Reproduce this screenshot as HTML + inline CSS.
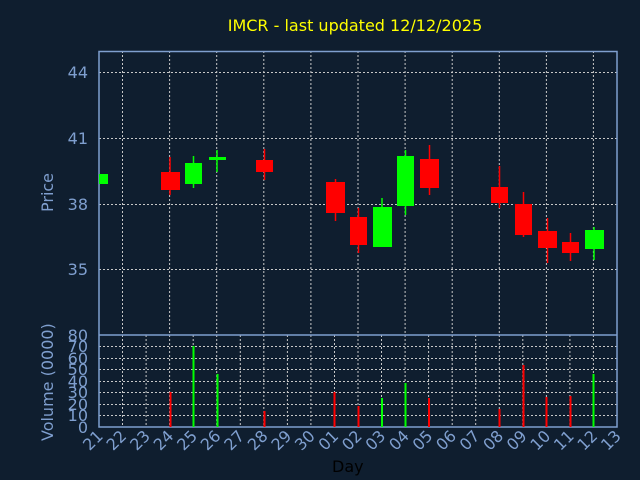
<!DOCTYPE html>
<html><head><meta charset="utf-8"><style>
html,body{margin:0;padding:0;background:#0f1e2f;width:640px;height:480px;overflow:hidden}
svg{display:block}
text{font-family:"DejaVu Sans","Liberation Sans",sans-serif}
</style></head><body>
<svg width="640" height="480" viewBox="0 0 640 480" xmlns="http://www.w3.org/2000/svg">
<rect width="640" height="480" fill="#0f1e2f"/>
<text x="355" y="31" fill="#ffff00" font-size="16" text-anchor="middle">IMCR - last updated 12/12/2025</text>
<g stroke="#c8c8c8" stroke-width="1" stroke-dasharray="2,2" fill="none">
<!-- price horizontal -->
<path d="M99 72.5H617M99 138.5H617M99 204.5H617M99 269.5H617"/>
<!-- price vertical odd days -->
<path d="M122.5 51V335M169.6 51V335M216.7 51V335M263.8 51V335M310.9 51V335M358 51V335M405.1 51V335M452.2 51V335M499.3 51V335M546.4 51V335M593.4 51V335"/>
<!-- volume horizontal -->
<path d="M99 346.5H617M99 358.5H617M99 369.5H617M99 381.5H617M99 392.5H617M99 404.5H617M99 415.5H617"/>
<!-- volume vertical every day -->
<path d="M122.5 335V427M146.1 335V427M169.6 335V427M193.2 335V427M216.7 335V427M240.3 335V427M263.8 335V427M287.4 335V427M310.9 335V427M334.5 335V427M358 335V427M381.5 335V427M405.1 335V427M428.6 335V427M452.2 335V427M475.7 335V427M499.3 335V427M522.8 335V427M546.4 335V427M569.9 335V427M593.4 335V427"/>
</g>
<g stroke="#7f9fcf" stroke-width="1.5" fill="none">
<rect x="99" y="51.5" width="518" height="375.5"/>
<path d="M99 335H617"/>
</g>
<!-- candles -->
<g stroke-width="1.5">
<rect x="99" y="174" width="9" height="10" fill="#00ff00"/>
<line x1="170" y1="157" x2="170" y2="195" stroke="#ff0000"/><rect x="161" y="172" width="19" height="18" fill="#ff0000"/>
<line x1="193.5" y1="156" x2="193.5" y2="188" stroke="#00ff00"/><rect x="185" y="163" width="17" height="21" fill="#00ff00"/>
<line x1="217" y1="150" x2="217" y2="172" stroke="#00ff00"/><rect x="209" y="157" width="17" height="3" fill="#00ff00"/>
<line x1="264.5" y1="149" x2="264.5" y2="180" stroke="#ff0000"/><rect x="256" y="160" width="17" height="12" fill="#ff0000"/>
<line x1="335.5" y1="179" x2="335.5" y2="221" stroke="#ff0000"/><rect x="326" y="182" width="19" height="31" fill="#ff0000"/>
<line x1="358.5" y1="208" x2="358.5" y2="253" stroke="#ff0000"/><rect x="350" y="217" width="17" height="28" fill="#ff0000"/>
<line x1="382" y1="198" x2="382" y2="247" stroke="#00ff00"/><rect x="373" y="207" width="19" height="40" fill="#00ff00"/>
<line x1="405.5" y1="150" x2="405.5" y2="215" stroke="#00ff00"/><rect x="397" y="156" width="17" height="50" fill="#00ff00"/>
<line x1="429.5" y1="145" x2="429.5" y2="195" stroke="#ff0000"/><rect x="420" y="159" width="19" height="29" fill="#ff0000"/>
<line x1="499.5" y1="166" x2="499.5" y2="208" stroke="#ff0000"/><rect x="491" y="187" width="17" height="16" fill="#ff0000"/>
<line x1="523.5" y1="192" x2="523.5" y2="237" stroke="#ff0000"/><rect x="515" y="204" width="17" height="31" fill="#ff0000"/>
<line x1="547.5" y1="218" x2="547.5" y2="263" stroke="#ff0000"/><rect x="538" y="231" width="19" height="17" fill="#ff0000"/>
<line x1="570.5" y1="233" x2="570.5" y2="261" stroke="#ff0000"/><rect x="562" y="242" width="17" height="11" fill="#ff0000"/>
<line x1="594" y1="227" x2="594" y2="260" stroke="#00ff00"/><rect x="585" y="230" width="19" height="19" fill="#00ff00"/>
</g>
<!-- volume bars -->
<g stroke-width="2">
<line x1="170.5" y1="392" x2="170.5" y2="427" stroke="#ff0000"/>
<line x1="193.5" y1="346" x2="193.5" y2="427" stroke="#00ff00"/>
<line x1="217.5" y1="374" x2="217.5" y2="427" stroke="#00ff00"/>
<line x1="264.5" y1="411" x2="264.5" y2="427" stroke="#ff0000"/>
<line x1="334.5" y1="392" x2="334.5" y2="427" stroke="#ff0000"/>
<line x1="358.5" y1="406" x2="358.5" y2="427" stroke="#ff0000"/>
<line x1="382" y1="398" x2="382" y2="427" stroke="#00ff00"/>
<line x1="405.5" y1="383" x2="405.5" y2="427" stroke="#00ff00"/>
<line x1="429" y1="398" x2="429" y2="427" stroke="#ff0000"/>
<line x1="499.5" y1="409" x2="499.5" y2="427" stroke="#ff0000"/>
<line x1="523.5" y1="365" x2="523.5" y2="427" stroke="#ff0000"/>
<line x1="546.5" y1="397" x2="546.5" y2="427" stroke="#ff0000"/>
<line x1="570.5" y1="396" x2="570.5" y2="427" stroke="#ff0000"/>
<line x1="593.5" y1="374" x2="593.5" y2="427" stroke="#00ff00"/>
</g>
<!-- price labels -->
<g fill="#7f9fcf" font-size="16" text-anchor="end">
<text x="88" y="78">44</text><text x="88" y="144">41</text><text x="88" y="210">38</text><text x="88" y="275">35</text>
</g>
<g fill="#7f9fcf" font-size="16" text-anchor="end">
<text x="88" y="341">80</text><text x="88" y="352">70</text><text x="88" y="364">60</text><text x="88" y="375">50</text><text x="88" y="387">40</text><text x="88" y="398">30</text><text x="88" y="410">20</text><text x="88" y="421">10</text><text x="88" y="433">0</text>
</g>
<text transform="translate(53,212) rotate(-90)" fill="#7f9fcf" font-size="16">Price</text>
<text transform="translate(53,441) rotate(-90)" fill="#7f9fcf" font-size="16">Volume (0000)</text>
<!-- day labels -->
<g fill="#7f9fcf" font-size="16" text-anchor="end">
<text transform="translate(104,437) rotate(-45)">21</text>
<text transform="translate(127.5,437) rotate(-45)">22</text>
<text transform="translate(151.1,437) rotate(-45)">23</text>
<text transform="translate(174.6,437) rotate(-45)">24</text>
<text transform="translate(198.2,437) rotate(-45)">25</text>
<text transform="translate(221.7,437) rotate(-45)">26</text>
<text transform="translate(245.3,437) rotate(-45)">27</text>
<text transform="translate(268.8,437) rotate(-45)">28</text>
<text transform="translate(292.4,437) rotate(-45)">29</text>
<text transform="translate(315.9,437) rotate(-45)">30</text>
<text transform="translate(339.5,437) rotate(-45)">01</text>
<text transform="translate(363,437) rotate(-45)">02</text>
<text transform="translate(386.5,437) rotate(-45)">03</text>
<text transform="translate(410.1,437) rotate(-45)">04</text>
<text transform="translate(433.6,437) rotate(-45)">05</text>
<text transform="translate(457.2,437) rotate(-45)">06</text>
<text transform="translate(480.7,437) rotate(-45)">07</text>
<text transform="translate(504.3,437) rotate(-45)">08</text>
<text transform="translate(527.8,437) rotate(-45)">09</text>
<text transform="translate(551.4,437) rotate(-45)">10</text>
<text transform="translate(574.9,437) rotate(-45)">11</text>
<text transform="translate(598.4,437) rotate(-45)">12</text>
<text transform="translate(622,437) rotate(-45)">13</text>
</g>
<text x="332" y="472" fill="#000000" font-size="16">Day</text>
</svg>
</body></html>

+===+

From the listing, extract all text exactly as given and drop any picture.

* Output of the task *
Reproduce this screenshot as HTML + inline CSS.
<!DOCTYPE html>
<html><head><meta charset="utf-8"><style>
html,body{margin:0;padding:0;background:#0f1e2f;width:640px;height:480px;overflow:hidden}
svg{display:block}
text{font-family:"DejaVu Sans","Liberation Sans",sans-serif}
</style></head><body>
<svg width="640" height="480" viewBox="0 0 640 480" xmlns="http://www.w3.org/2000/svg">
<rect width="640" height="480" fill="#0f1e2f"/>
<text x="355" y="31" fill="#ffff00" font-size="16" text-anchor="middle">IMCR - last updated 12/12/2025</text>
<g stroke="#c8c8c8" stroke-width="1" stroke-dasharray="2,2" fill="none">
<!-- price horizontal -->
<path d="M99 72.5H617M99 138.5H617M99 204.5H617M99 269.5H617"/>
<!-- price vertical odd days -->
<path d="M122.5 51V335M169.6 51V335M216.7 51V335M263.8 51V335M310.9 51V335M358 51V335M405.1 51V335M452.2 51V335M499.3 51V335M546.4 51V335M593.4 51V335"/>
<!-- volume horizontal -->
<path d="M99 346.5H617M99 358.5H617M99 369.5H617M99 381.5H617M99 392.5H617M99 404.5H617M99 415.5H617"/>
<!-- volume vertical every day -->
<path d="M122.5 335V427M146.1 335V427M169.6 335V427M193.2 335V427M216.7 335V427M240.3 335V427M263.8 335V427M287.4 335V427M310.9 335V427M334.5 335V427M358 335V427M381.5 335V427M405.1 335V427M428.6 335V427M452.2 335V427M475.7 335V427M499.3 335V427M522.8 335V427M546.4 335V427M569.9 335V427M593.4 335V427"/>
</g>
<g stroke="#7f9fcf" stroke-width="1.5" fill="none">
<rect x="99" y="51.5" width="518" height="375.5"/>
<path d="M99 335H617"/>
</g>
<!-- candles -->
<g stroke-width="1.5">
<rect x="99" y="174" width="9" height="10" fill="#00ff00"/>
<line x1="170" y1="157" x2="170" y2="195" stroke="#ff0000"/><rect x="161" y="172" width="19" height="18" fill="#ff0000"/>
<line x1="193.5" y1="156" x2="193.5" y2="188" stroke="#00ff00"/><rect x="185" y="163" width="17" height="21" fill="#00ff00"/>
<line x1="217" y1="150" x2="217" y2="172" stroke="#00ff00"/><rect x="209" y="157" width="17" height="3" fill="#00ff00"/>
<line x1="264.5" y1="149" x2="264.5" y2="180" stroke="#ff0000"/><rect x="256" y="160" width="17" height="12" fill="#ff0000"/>
<line x1="335.5" y1="179" x2="335.5" y2="221" stroke="#ff0000"/><rect x="326" y="182" width="19" height="31" fill="#ff0000"/>
<line x1="358.5" y1="208" x2="358.5" y2="253" stroke="#ff0000"/><rect x="350" y="217" width="17" height="28" fill="#ff0000"/>
<line x1="382" y1="198" x2="382" y2="247" stroke="#00ff00"/><rect x="373" y="207" width="19" height="40" fill="#00ff00"/>
<line x1="405.5" y1="150" x2="405.5" y2="215" stroke="#00ff00"/><rect x="397" y="156" width="17" height="50" fill="#00ff00"/>
<line x1="429.5" y1="145" x2="429.5" y2="195" stroke="#ff0000"/><rect x="420" y="159" width="19" height="29" fill="#ff0000"/>
<line x1="499.5" y1="166" x2="499.5" y2="208" stroke="#ff0000"/><rect x="491" y="187" width="17" height="16" fill="#ff0000"/>
<line x1="523.5" y1="192" x2="523.5" y2="237" stroke="#ff0000"/><rect x="515" y="204" width="17" height="31" fill="#ff0000"/>
<line x1="547.5" y1="218" x2="547.5" y2="263" stroke="#ff0000"/><rect x="538" y="231" width="19" height="17" fill="#ff0000"/>
<line x1="570.5" y1="233" x2="570.5" y2="261" stroke="#ff0000"/><rect x="562" y="242" width="17" height="11" fill="#ff0000"/>
<line x1="594" y1="227" x2="594" y2="260" stroke="#00ff00"/><rect x="585" y="230" width="19" height="19" fill="#00ff00"/>
</g>
<!-- volume bars -->
<g stroke-width="2">
<line x1="170.5" y1="392" x2="170.5" y2="427" stroke="#ff0000"/>
<line x1="193.5" y1="346" x2="193.5" y2="427" stroke="#00ff00"/>
<line x1="217.5" y1="374" x2="217.5" y2="427" stroke="#00ff00"/>
<line x1="264.5" y1="411" x2="264.5" y2="427" stroke="#ff0000"/>
<line x1="334.5" y1="392" x2="334.5" y2="427" stroke="#ff0000"/>
<line x1="358.5" y1="406" x2="358.5" y2="427" stroke="#ff0000"/>
<line x1="382" y1="398" x2="382" y2="427" stroke="#00ff00"/>
<line x1="405.5" y1="383" x2="405.5" y2="427" stroke="#00ff00"/>
<line x1="429" y1="398" x2="429" y2="427" stroke="#ff0000"/>
<line x1="499.5" y1="409" x2="499.5" y2="427" stroke="#ff0000"/>
<line x1="523.5" y1="365" x2="523.5" y2="427" stroke="#ff0000"/>
<line x1="546.5" y1="397" x2="546.5" y2="427" stroke="#ff0000"/>
<line x1="570.5" y1="396" x2="570.5" y2="427" stroke="#ff0000"/>
<line x1="593.5" y1="374" x2="593.5" y2="427" stroke="#00ff00"/>
</g>
<!-- price labels -->
<g fill="#7f9fcf" font-size="16" text-anchor="end">
<text x="88" y="78">44</text><text x="88" y="144">41</text><text x="88" y="210">38</text><text x="88" y="275">35</text>
</g>
<g fill="#7f9fcf" font-size="16" text-anchor="end">
<text x="88" y="341">80</text><text x="88" y="352">70</text><text x="88" y="364">60</text><text x="88" y="375">50</text><text x="88" y="387">40</text><text x="88" y="398">30</text><text x="88" y="410">20</text><text x="88" y="421">10</text><text x="88" y="433">0</text>
</g>
<text transform="translate(53,212) rotate(-90)" fill="#7f9fcf" font-size="16">Price</text>
<text transform="translate(53,441) rotate(-90)" fill="#7f9fcf" font-size="16">Volume (0000)</text>
<!-- day labels -->
<g fill="#7f9fcf" font-size="16" text-anchor="end">
<text transform="translate(104,437) rotate(-45)">21</text>
<text transform="translate(127.5,437) rotate(-45)">22</text>
<text transform="translate(151.1,437) rotate(-45)">23</text>
<text transform="translate(174.6,437) rotate(-45)">24</text>
<text transform="translate(198.2,437) rotate(-45)">25</text>
<text transform="translate(221.7,437) rotate(-45)">26</text>
<text transform="translate(245.3,437) rotate(-45)">27</text>
<text transform="translate(268.8,437) rotate(-45)">28</text>
<text transform="translate(292.4,437) rotate(-45)">29</text>
<text transform="translate(315.9,437) rotate(-45)">30</text>
<text transform="translate(339.5,437) rotate(-45)">01</text>
<text transform="translate(363,437) rotate(-45)">02</text>
<text transform="translate(386.5,437) rotate(-45)">03</text>
<text transform="translate(410.1,437) rotate(-45)">04</text>
<text transform="translate(433.6,437) rotate(-45)">05</text>
<text transform="translate(457.2,437) rotate(-45)">06</text>
<text transform="translate(480.7,437) rotate(-45)">07</text>
<text transform="translate(504.3,437) rotate(-45)">08</text>
<text transform="translate(527.8,437) rotate(-45)">09</text>
<text transform="translate(551.4,437) rotate(-45)">10</text>
<text transform="translate(574.9,437) rotate(-45)">11</text>
<text transform="translate(598.4,437) rotate(-45)">12</text>
<text transform="translate(622,437) rotate(-45)">13</text>
</g>
<text x="332" y="472" fill="#000000" font-size="16">Day</text>
</svg>
</body></html>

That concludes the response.